**PROMPT**
Retype exactly the lines from the first one through the line with "import React from", including both ends; skip any pictures.

**INFORMATION PROVIDED**
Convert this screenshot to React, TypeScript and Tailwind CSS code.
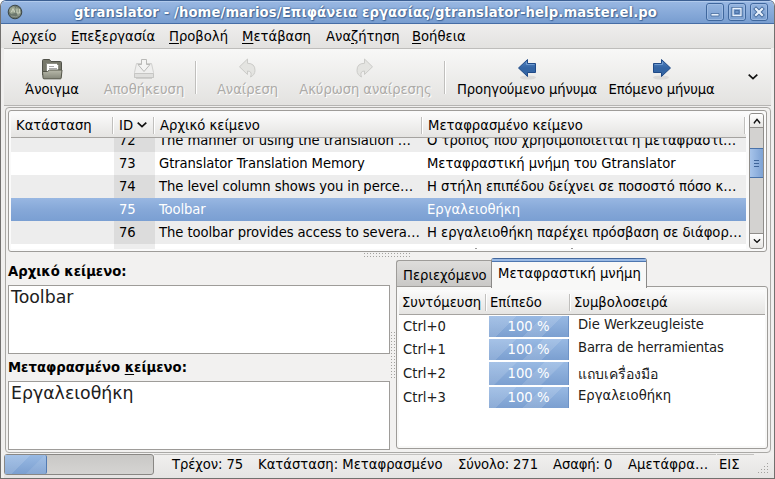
import React from "react";

const menus: [string, string, string, string][] = [
  ["", "Α", "ρχείο", "w-[59px]"],
  ["", "Ε", "πεξεργασία", "w-[98px]"],
  ["", "Π", "ροβολή", "w-[73px]"],
  ["", "Μ", "ετάβαση", "w-[84px]"],
  ["Ανα", "ζ", "ήτηση", "w-[86px]"],
  ["", "Β", "οήθεια", "w-[60px]"],
];

const messages = [
  { id: "72", src: "The manner of using the translation …", dst: "Ο τρόπος που χρησιμοποιείται η μεταφραστι…", row: "bg-[#ededed]", cell: "bg-[#dcdcdc]" },
  { id: "73", src: "Gtranslator Translation Memory", dst: "Μεταφραστική μνήμη του Gtranslator", row: "bg-white", cell: "bg-[#ededed]" },
  { id: "74", src: "The level column shows you in perce…", dst: "Η στήλη επιπέδου δείχνει σε ποσοστό πόσο κ…", row: "bg-[#ededed]", cell: "bg-[#dcdcdc]" },
  { id: "75", src: "Toolbar", dst: "Εργαλειοθήκη", row: "bg-linear-to-b from-[#98b7e2] via-[#86a8d8] to-[#7a9fd2] text-white", cell: "" },
  { id: "76", src: "The toolbar provides access to severa…", dst: "Η εργαλειοθήκη παρέχει πρόσβαση σε διάφορ…", row: "bg-[#ededed]", cell: "bg-[#dcdcdc]" },
];

const memory = [
  { key: "Ctrl+0", text: "Die Werkzeugleiste", h: "h-[23px]", keyBox: "leading-[20px]", bar: "h-[21px] leading-[19px]", up: "-mt-[3px] tracking-[-0.050px]" },
  { key: "Ctrl+1", text: "Barra de herramientas", h: "h-[23px]", keyBox: "leading-[20px]", bar: "h-[21px] leading-[19px]", up: "-mt-[3px] tracking-[-0.150px]" },
  { key: "Ctrl+2", text: "แถบเครื่องมือ", h: "h-[25px]", keyBox: "leading-[22px]", bar: "h-[23px] leading-[21px]", up: "mt-[1px] text-[14px] tracking-[-0.050px]" },
  { key: "Ctrl+3", text: "Εργαλειοθήκη", h: "h-[23px]", keyBox: "leading-[20px]", bar: "h-[21px] leading-[19px]", up: "-mt-[3px]" },
];

function Sep({ className = "" }: { className?: string }) {
  return <div className={"w-[2px] shrink-0 border-l border-[#c0bfbd] bg-white " + className} />;
}

function FolderIcon() {
  return (
    <svg width="22" height="22" viewBox="0 0 22 22">
      <path d="M1.500 17V2.500q0-1 1-1h6l1.500 2h9.500q1 0 1 1V12" fill="#77786b" stroke="#50514a" />
      <path d="M5.500 17V5.500h10l2 2V17z" fill="#fff" stroke="#8c8d83" />
      <path d="M8 8.500h5M8 10.500h8" stroke="#aaa" />
      <path d="M1.500 13.500h5l2-1.500h12.500l-.8 8q0 .8-.8.8H3q-1 0-1-1z" fill="url(#fold)" stroke="#535448" />
      <defs>
        <linearGradient id="fold" x1="0" y1="0" x2="0" y2="1">
          <stop stopColor="#b9baab" />
          <stop offset="1" stopColor="#85877a" />
        </linearGradient>
      </defs>
    </svg>
  );
}

function SaveIcon() {
  return (
    <svg width="22" height="22" viewBox="0 0 22 22">
      <path d="M3.500 5.500h15l2 9v5h-19v-5z" fill="#efefee" stroke="#d0d0ce" />
      <path d="M1.500 15.500h19v4h-19z" fill="#dfdfdd" stroke="#c6c6c4" />
      <path d="M8.500 1.500h5v5h3.500l-6 7-6-7h3.500z" fill="#f4f4f3" stroke="#b9b9b7" />
      <path d="M3 20.500h16" stroke="#cfcfcd" />
    </svg>
  );
}

function CurveArrow({ flip = false }: { flip?: boolean }) {
  return (
    <svg width="20" height="21" viewBox="0 0 20 21" className={flip ? "-scale-x-100" : ""}>
      <path d="M9.500 1v4.300q7.500 0 7.500 7 0 4.500-4.500 6.700 1-2.500.5-4-.5-2-3.500-2v3.500L1.500 8.800z" fill="#e4e4e1" stroke="#cbcbc8" strokeLinejoin="round" />
    </svg>
  );
}

function BlueArrow({ right = false }: { right?: boolean }) {
  return (
    <svg width="20" height="22" viewBox="0 0 20 22" className={right ? "-scale-x-100" : ""}>
      <ellipse cx="11" cy="19.500" rx="8" ry="2" fill="#dcdbda" />
      <path d="M10.500 1.500v4h8v9h-8v4L1.500 10z" fill="url(#blue)" stroke="#204a87" strokeLinejoin="round" />
      <path d="M9.500 4v2.500h8" stroke="#6f9bd0" fill="none" />
      <defs>
        <linearGradient id="blue" x1="0" y1="0" x2="0" y2="1">
          <stop stopColor="#5586c4" />
          <stop offset=".5" stopColor="#3465a4" />
          <stop offset="1" stopColor="#3465a4" />
        </linearGradient>
      </defs>
    </svg>
  );
}

function Chevron({ up = false, className = "" }: { up?: boolean; className?: string }) {
  return (
    <svg width="10" height="6" viewBox="0 0 10 6" className={"shrink-0 " + className + (up ? " -scale-y-100" : "")}>
      <path d="M.7.700L5 4.700 9.300.700" fill="none" stroke="#111" strokeWidth="1.700" />
    </svg>
  );
}

function AppIcon() {
  return (
    <svg width="16" height="16" viewBox="0 0 16 16" className="mt-[2px] shrink-0">
      <circle cx="8" cy="8" r="6.800" fill="#6c776d" stroke="#3c4646" />
      <path d="M3 4l4-2 2 3-1 4-4 1-2-3zM9 3l4 2 1 4-3 3-2-4z" fill="#96a18d" />
      <path d="M4 8.500l2-4 2 4M5 7h2.500M10 5v4h2.500V5" fill="none" stroke="#d0d6c4" strokeWidth=".8" />
      <path d="M4 12q5 2 9-1" fill="none" stroke="#8f968a" />
    </svg>
  );
}

function WindowButton({ children }: { children: React.ReactNode }) {
  return (
    <svg width="18" height="18" viewBox="0 0 18 18">
      <rect x=".5" y=".5" width="17" height="17" rx="2.500" fill="url(#btn)" stroke="#3f679d" />
      <rect x="1.500" y="1.500" width="15" height="15" rx="1.500" fill="none" stroke="#a5c1e6" strokeOpacity=".7" />
      {children}
      <defs>
        <linearGradient id="btn" x1="0" y1="0" x2="0" y2="1">
          <stop stopColor="#94b4df" />
          <stop offset="1" stopColor="#7a9fd0" />
        </linearGradient>
      </defs>
    </svg>
  );
}

function Dots({ w, h, className = "" }: { w: number; h: number; className?: string }) {
  const dots = [];
  for (let y = 0; y < h; y += 3) for (let x = 0; x < w; x += 3) dots.push(<rect key={x + "-" + y} x={x} y={y} width="1" height="1" />);
  return <svg width={w} height={h} fill="#a3a29f" className={className}>{dots}</svg>;
}

function Bar({ className }: { className: string }) {
  return (
    <div className={"w-[80px] shrink-0 border-r border-[#6d92c6] bg-[linear-gradient(135deg,#ffffff22_27%,#ffffff00_28%,#ffffff00_54%,#ffffff22_55%,#ffffff22_73%,#ffffff00_74%),linear-gradient(180deg,#98b9e3,#7b9fd0)] text-center text-white " + className}>
      100 %
    </div>
  );
}

const tool = "flex shrink-0 flex-col items-center pt-[9px] leading-[18px] whitespace-nowrap";
const faded = " text-[#adaba8] [text-shadow:1px_1px_0_#fff]";

export default function App() {
  return (
    <div className="h-[479px] w-[775px] bg-white">
      <div className="flex h-[479px] w-[775px] flex-col overflow-hidden rounded-t-[6px] border border-t-[#3c5f92] border-r-[#72706e] border-b-[#72706e] border-l-[#72706e] bg-[#f0efee] font-['DejaVu_Sans_Condensed','DejaVu_Sans','Noto_Sans',sans-serif] text-[14.670px] font-stretch-condensed text-black">
        <header className="flex h-[23px] shrink-0 border-t border-b border-t-[#b1caec] border-b-[#466da5] bg-linear-to-b from-[#98b7e2] to-[#789dd0] pl-[6px]">
          <AppIcon />
          <div className="ml-[51px] w-[632px] leading-[20px] font-bold tracking-[0.120px] whitespace-nowrap text-white [text-shadow:0_0_2px_#315887,1px_1px_1px_#45699b]">
            gtranslator - /home/marios/Επιφάνεια εργασίας/gtranslator-help.master.el.po
          </div>
          <div className="mt-px flex gap-[4px]">
            <WindowButton><path d="M5 10.500h8v2.500H5z" fill="#e9f2fc" stroke="#446a9c" strokeWidth=".8" /></WindowButton>
            <WindowButton><path d="M5 5.500h8v7H5z" fill="none" stroke="#446a9c" strokeWidth="3.200" /><path d="M5 5.500h8v7H5z" fill="#6d93c7" stroke="#e9f2fc" strokeWidth="1.300" /><path d="M7 7.500h4v3H7z" fill="none" stroke="#446a9c" strokeWidth=".8" /></WindowButton>
            <WindowButton><path d="M6 6l6 6m0-6l-6 6" stroke="#446a9c" strokeWidth="4" strokeLinecap="square" /><path d="M6 6l6 6m0-6l-6 6" stroke="#e9f2fc" strokeWidth="2.200" strokeLinecap="square" /></WindowButton>
          </div>
        </header>

        <nav className="flex h-[24px] shrink-0 bg-linear-to-b from-[#efeeed] to-[#e3e2e0] pl-[11px] leading-[24px]">
          {menus.map(([a, b, c, w]) => (
            <span key={a + b} className={"shrink-0 whitespace-nowrap " + w}>
              {a}<u className="underline-offset-[2px]">{b}</u>{c}
            </span>
          ))}
        </nav>

        <div className="mr-[3px] ml-[3px] flex h-[58px] shrink-0 border-t border-b border-t-[#bebdbb] border-b-[#b5b4b2] bg-linear-to-b from-[#f8f8f7] to-[#e3e2e0]">
          <div className={tool + " ml-[8px] w-[80px]"}><FolderIcon />Άνοιγμα</div>
          <div className={tool + " w-[104px]" + faded}><SaveIcon />Αποθήκευση</div>
          <Sep className="-ml-[1px] mt-[12px] h-[33px]" />
          <div className={tool + " w-[101px] tracking-[-0.080px]" + faded}><div className="h-[22px]"><CurveArrow /></div>Αναίρεση</div>
          <div className={tool + " w-[135px] tracking-[-0.080px]" + faded}><div className="-ml-[4px] h-[22px]"><CurveArrow flip /></div>Ακύρωση αναίρεσης</div>
          <Sep className="ml-[11px] mt-[12px] h-[33px]" />
          <div className={tool + " ml-[11px] w-[140px] tracking-[-0.120px]"}><BlueArrow />Προηγούμενο μήνυμα</div>
          <div className={tool + " ml-[11px] w-[107px] tracking-[-0.160px]"}><BlueArrow right />Επόμενο μήνυμα</div>
          <Chevron className="mt-[25px] ml-[33px]" />
        </div>

        <main className="mt-px ml-[4px] flex h-[346px] w-[766px] shrink-0 flex-col rounded-[4px] border border-[#aaa9a6] bg-[#f2f1f0] px-[2px] pt-[2px]">
          <section className="flex h-[142px] w-[759px] shrink-0 rounded-[3px] border border-[#9e9c99] bg-[#fafafa] pt-[2px] pl-[2px]">
            <div className="h-[136px] w-[735px] overflow-hidden">
              <div className="flex h-[25px] border-b border-[#a5a3a0] bg-linear-to-b from-[#fbfbfb] to-[#e5e4e2] leading-[23px] whitespace-nowrap">
                <span className="w-[101px] shrink-0 pl-[5px]">Κατάσταση</span>
                <Sep className="mt-[4px] h-[17px]" />
                <span className="flex w-[39px] shrink-0 pl-[5px]">ID<Chevron className="mt-[9px] ml-[4px]" /></span>
                <Sep className="mt-[4px] h-[17px]" />
                <span className="w-[266px] shrink-0 pl-[5px]">Αρχικό κείμενο</span>
                <Sep className="mt-[4px] h-[17px]" />
                <span className="w-[321px] shrink-0 pl-[5px]">Μεταφρασμένο κείμενο</span>
                <Sep className="mt-[4px] h-[17px]" />
              </div>
              <div className="h-[111px] overflow-hidden">
                <div className="-mt-[9px]">
                  {messages.map((m) => (
                    <div key={m.id} className={"flex h-[23px] leading-[21px] whitespace-nowrap " + m.row}>
                      <span className="w-[103px] shrink-0" />
                      <span className={"w-[41px] shrink-0 pl-[5px] tracking-[-0.200px] " + m.cell}>{m.id}</span>
                      <span className="w-[268px] shrink-0 pl-[4px] tracking-[-0.080px]">{m.src}</span>
                      <span className="pl-[4px] tracking-[-0.020px]">{m.dst}</span>
                    </div>
                  ))}
                  <div className="flex h-[5px] bg-white">
                    <span className="ml-[103px] w-[41px] bg-[#ededed]" />
                    <span className="mt-[4px] ml-[320px] h-px w-[2px] bg-[#999]" />
                    <span className="mt-[4px] ml-[94px] h-px w-[2px] bg-[#999]" />
                  </div>
                </div>
              </div>
            </div>
            <div className="ml-[3px] flex h-[136px] w-[15px] flex-col overflow-hidden rounded-[3px] border border-[#8f8d8a] bg-[#d3d2d0]">
              <div className="flex h-[14px] items-center justify-center border-b border-[#8f8d8a] bg-linear-to-b from-white to-[#e6e5e3]"><Chevron up className="scale-75" /></div>
              <div className="mt-[20px] flex h-[30px] flex-col items-center justify-center gap-[2px] border-y border-[#4a73aa] bg-linear-to-r from-[#a7c4ea] to-[#7da2d4]">
                <i className="h-px w-[5px] bg-[#3e659a]" /><i className="h-px w-[5px] bg-[#3e659a]" /><i className="h-px w-[5px] bg-[#3e659a]" />
              </div>
              <div className="mt-auto flex h-[15px] items-center justify-center border-t border-[#8f8d8a] bg-linear-to-b from-white to-[#e6e5e3]"><Chevron className="scale-75" /></div>
            </div>
          </section>

          <Dots w={47} h={4} className="mt-[1px] ml-[356px] shrink-0" />

          <div className="flex h-[193px]">
            <section className="w-[382px] shrink-0">
              <div className="mt-[4px] h-[24px] leading-[20px] font-bold">Αρχικό κείμενο:</div>
              <div className="h-[69px] border border-[#9e9c99] bg-white pl-[2px] font-['DejaVu_Sans'] text-[17.330px] leading-[22px] font-stretch-normal text-[#202020]">Toolbar</div>
              <div className="h-[27px] leading-[26px] font-bold">Μεταφρασμένο <u className="underline-offset-[2px]">κ</u>είμενο:</div>
              <div className="h-[69px] border border-[#9e9c99] bg-white pl-[2px] font-['DejaVu_Sans'] text-[17.330px] leading-[22px] font-stretch-normal text-[#202020]">Εργαλειοθήκη</div>
            </section>
            <Dots w={4} h={47} className="mt-[75px] ml-px shrink-0" />
            <section className="ml-px w-[372px] shrink-0">
              <div className="flex h-[30px] items-end whitespace-nowrap">
                <div className="h-[27px] w-[95px] rounded-tl-[3px] border border-r-0 border-[#9e9c99] bg-linear-to-b from-[#dedddb] to-[#c9c8c6] pl-[6px] leading-[28px]">Περιεχόμενο</div>
                <div className="relative z-10 -mb-px h-[30px] w-[156px] rounded-t-[3px] border border-b-0 border-[#8a8987] border-t-[#42669c] bg-[#f8f8f7]">
                  <div className="h-[3px] border-b border-[#4e77b0] bg-[#98b9e5]" />
                  <div className="pl-[6px] leading-[22px]">Μεταφραστική μνήμη</div>
                </div>
              </div>
              <div className="-mt-px h-[163px] rounded-b-[3px] rounded-tr-[3px] border border-[#9e9c99] bg-[#f8f8f7] px-[2px] pt-[3px] pb-[2px]">
                <div className="flex h-[25px] border-b border-[#a5a3a0] bg-linear-to-b from-[#fbfbfb] to-[#e5e4e2] leading-[23px] whitespace-nowrap">
                  <span className="w-[86px] pl-[3px]">Συντόμευση</span>
                  <Sep className="mt-[4px] h-[17px]" />
                  <span className="w-[82px] pl-[3px]">Επίπεδο</span>
                  <Sep className="mt-[4px] h-[17px]" />
                  <span className="pl-[3px]">Συμβολοσειρά</span>
                </div>
                <div className="h-[131px] bg-white pt-px">
                  {memory.map((m) => (
                    <div key={m.key} className={"flex items-start whitespace-nowrap text-[#202020] " + m.h}>
                      <span className={"w-[90px] pl-[4px] " + m.keyBox}>{m.key}</span>
                      <Bar className={m.bar} />
                      <span className={"pl-[9px] leading-[22px] " + m.up}>{m.text}</span>
                    </div>
                  ))}
                </div>
              </div>
            </section>
          </div>
        </main>

        <footer className="ml-[3px] flex h-[25px] shrink-0 bg-linear-to-b from-[#f1f0ef] to-[#e5e4e3] whitespace-nowrap">
          <div className="mt-px h-[21px] w-[150px] shrink-0 rounded-[3px] border border-[#898784] bg-linear-to-b from-[#c9c8c6] to-[#d5d4d2]">
            <div className="h-full w-[42px] rounded-r-[2px] border-r border-[#527bb3] bg-[linear-gradient(135deg,#ffffff22_42%,#ffffff00_43%,#ffffff00_66%,#ffffff18_67%),linear-gradient(180deg,#98b9e3,#7b9fd0)]" />
          </div>
          <div className="mt-px flex h-[22px] w-[562px] shrink-0 border-t border-[#c3c2c0] leading-[17px]">
            <span className="ml-[18px] w-[86px] tracking-[-0.100px]">Τρέχον: 75</span>
            <span className="w-[200px]">Κατάσταση: Μεταφρασμένο</span>
            <span className="w-[95px] tracking-[-0.100px]">Σύνολο: 271</span>
            <span className="w-[75px] tracking-[-0.100px]">Ασαφή: 0</span>
            <span>Αμετάφρα…</span>
          </div>
          <div className="mt-px ml-px h-[22px] w-[37px] border-t border-[#c3c2c0] pl-[2px] leading-[17px]">ΕΙΣ</div>
          <svg width="12" height="12" className="mt-[10px] ml-[3px]" fill="#a3a29f">
            {[0, 1, 2, 3].map((r) => Array.from({ length: r + 1 }, (_, i) => <rect key={r + "-" + i} x={10 - i * 3} y={r * 3} width="1" height="1" />))}
          </svg>
        </footer>
      </div>
    </div>
  );
}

**TASK SOLUTION**
Convert this screenshot to React, TypeScript and Tailwind CSS code.
import React from "react";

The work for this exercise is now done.